Inspired by our star exhibit, the acoustic levitator, our theme for this half term’s activities was Shhh! Sound. In our Science Corner visitors made coffee cup guitars and string telephones and a total of 93 visitors attended our sold-out workshops. Our workshops explored how sound is produced and how humans and animals can hear. Visitors learnt about the nature of sound, the human ear and how our animal cousins use sound for survival. We used slinky springs and tuning forks to explore how sound waves travel, studied an enlarged model of the human ear to learn how we hear and compared the hearing range of different animals with our own.
How is sound produced?
Sound is made when an object vibrates. This creates a pressure wave which causes surrounding particles to vibrate resulting in a pressure wave which travels through the air to our ears. The closer together the vibrations, the higher the frequency.
How Do Animals Use Sound?
Animals use sound for various reasons such as communication, hunting and navigation.
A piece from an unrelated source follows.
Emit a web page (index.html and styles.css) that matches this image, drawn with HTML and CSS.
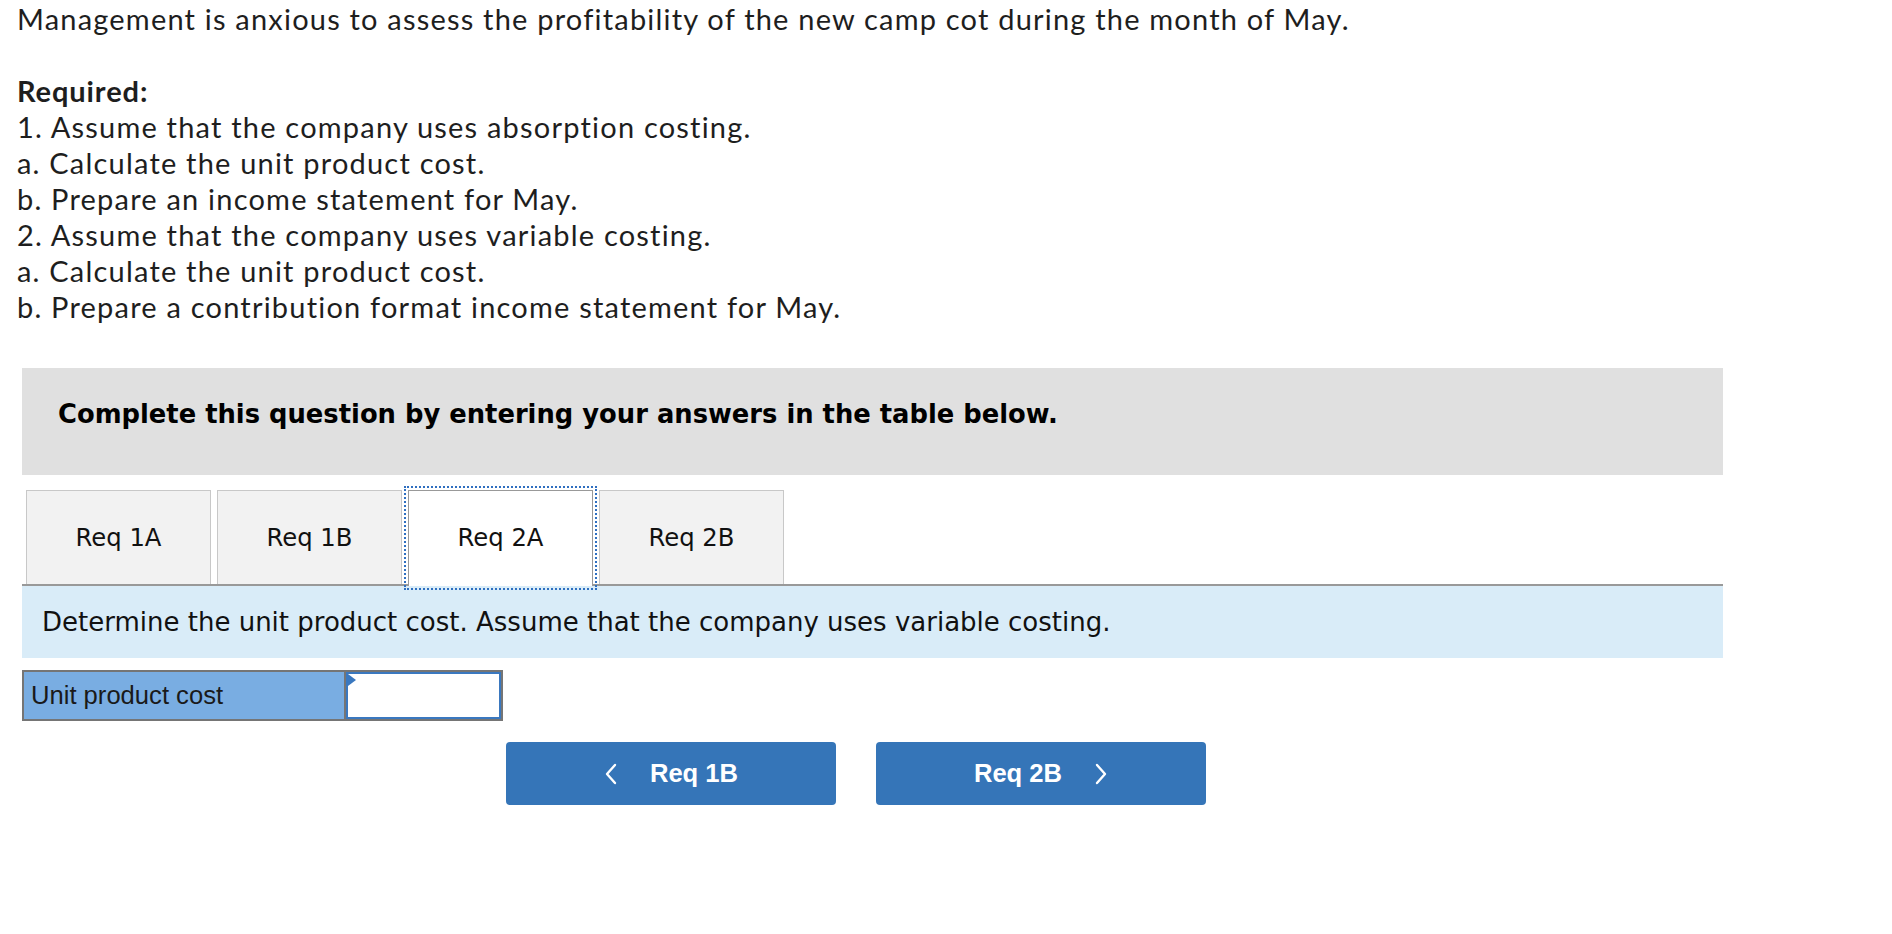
FILE: index.html
```html
<!DOCTYPE html>
<html>
<head>
<meta charset="utf-8">
<title>Req 2A</title>
<link rel="stylesheet" href="styles.css">
</head>
<body>
<div class="page">
  <div class="intro">
    <p class="line">Management is anxious to assess the profitability of the new camp cot during the month of May.</p>
    <p class="line">&nbsp;</p>
    <p class="line req">Required:</p>
    <p class="line">1. Assume that the company uses absorption costing.</p>
    <p class="line">a. Calculate the unit product cost.</p>
    <p class="line">b. Prepare an income statement for May.</p>
    <p class="line">2. Assume that the company uses variable costing.</p>
    <p class="line">a. Calculate the unit product cost.</p>
    <p class="line">b. Prepare a contribution format income statement for May.</p>
  </div>
  <div class="panel">
    <div class="banner">Complete this question by entering your answers in the table below.</div>
    <div class="tabs">
      <div class="tab">Req 1A</div>
      <div class="tab">Req 1B</div>
      <div class="tab active">Req 2A</div>
      <div class="tab">Req 2B</div>
    </div>
    <div class="info">Determine the unit product cost. Assume that the company uses variable costing.</div>
    <div class="grid">
      <div class="label">Unit product cost</div>
      <div class="input"><span class="flag"></span></div>
    </div>
    <div class="nav">
      <button class="btn"><svg class="chev" width="14" height="22" viewBox="0 0 14 22"><path d="M11 2 L3 11 L11 20" fill="none" stroke="#fff" stroke-width="2.4" stroke-linecap="round" stroke-linejoin="round"/></svg><span>Req 1B</span></button>
      <button class="btn"><span>Req 2B</span><svg class="chev" width="14" height="22" viewBox="0 0 14 22"><path d="M3 2 L11 11 L3 20" fill="none" stroke="#fff" stroke-width="2.4" stroke-linecap="round" stroke-linejoin="round"/></svg></button>
    </div>
  </div>
</div>
</body>
</html>
```
FILE: styles.css
```css
html, body { margin: 0; padding: 0; background: #fff; }
body { color: #1e1e1e; }
.page { width: 1892px; }
.intro { padding: 1px 0 0 17px; font-family: Lato, "Open Sans", sans-serif; font-size: 29px; letter-spacing: 1.2px; line-height: 36px; color: #1e1e1e; }
.line { margin: 0; white-space: nowrap; }
.req { font-weight: bold; letter-spacing: 0.9px; }
.panel { margin: 43px 0 0 22px; width: 1701px; }
.banner { height: 107px; box-sizing: border-box; background: #e0e0e0; padding: 24px 0 0 36px; font-family: "DejaVu Sans", Verdana, sans-serif; font-weight: bold; font-size: 25.8px; line-height: 44px; color: #000; }
.tabs { display: flex; align-items: flex-end; margin-top: 15px; padding-left: 4px; border-bottom: 2px solid #999; height: 94px; }
.tab { width: 185px; height: 94px; box-sizing: border-box; margin-right: 6px; background: #f2f2f2; border: 1px solid #c8c8c8; border-bottom: none; display: flex; align-items: center; justify-content: center; font-family: "DejaVu Sans", Verdana, sans-serif; font-size: 24.3px; color: #111; }
.tab.active { background: #fff; border: 1px solid #999; border-bottom: none; height: 96px; margin-bottom: -2px; outline: 2px dotted #2f6fc0; outline-offset: 2px; position: relative; padding-bottom: 2px; }
.info { height: 72px; background: #d9ecf8; display: flex; align-items: center; padding-left: 20px; font-family: "DejaVu Sans", Verdana, sans-serif; font-size: 26px; color: #111; }
.grid { margin-top: 12px; display: flex; width: 481px; height: 51px; box-sizing: border-box; border: 2px solid #757575; }
.label { width: 322px; box-sizing: border-box; background: #79ade2; border-right: 2px solid #757575; display: flex; align-items: center; padding-left: 7px; font-family: "Liberation Sans", Arial, sans-serif; font-size: 25.6px; color: #1a1a1a; }
.input { flex: 1; background: #fff; border: 2px solid #3a78bf; position: relative; }
.flag { position: absolute; left: 0; top: 0; width: 0; height: 0; border-top: 6px solid transparent; border-bottom: 6px solid transparent; border-left: 8px solid #3a78bf; }
.nav { display: flex; gap: 40px; margin: 21px 0 0 484px; }
.btn { width: 330px; height: 63px; border: none; border-radius: 4px; background: #3575b8; color: #fff; display: flex; align-items: center; justify-content: center; gap: 32px; font-family: "Liberation Sans", Arial, sans-serif; font-weight: bold; font-size: 25.6px; padding: 0; }
.chev { display: block; }
```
For example, a cat hisses when threatened but purrs when they feel comfortable. Using echolocation, bats emit a stream of clicking sounds which bounce back off their unsuspecting insect prey. Also using echolocation whales and dolphins can navigate in murky water.
Fun Facts About Sound
Did you know owls have one ear higher than the other and that the beautiful facial disc around their eyes acts like a collector dish for their ears?
Dolphins use their jawbones to hear underwater.
Elephants can communicate with each other over 6 miles away!
The Greater Bullfrog has a screech which is 10 times louder than a rock concert!
The tiny Mantis Shrimp is one of the loudest animals producing sounds of 200 decibels. A sperm whale is the loudest with 233 decibels!
High-frequency sound waves can be used for cleaning!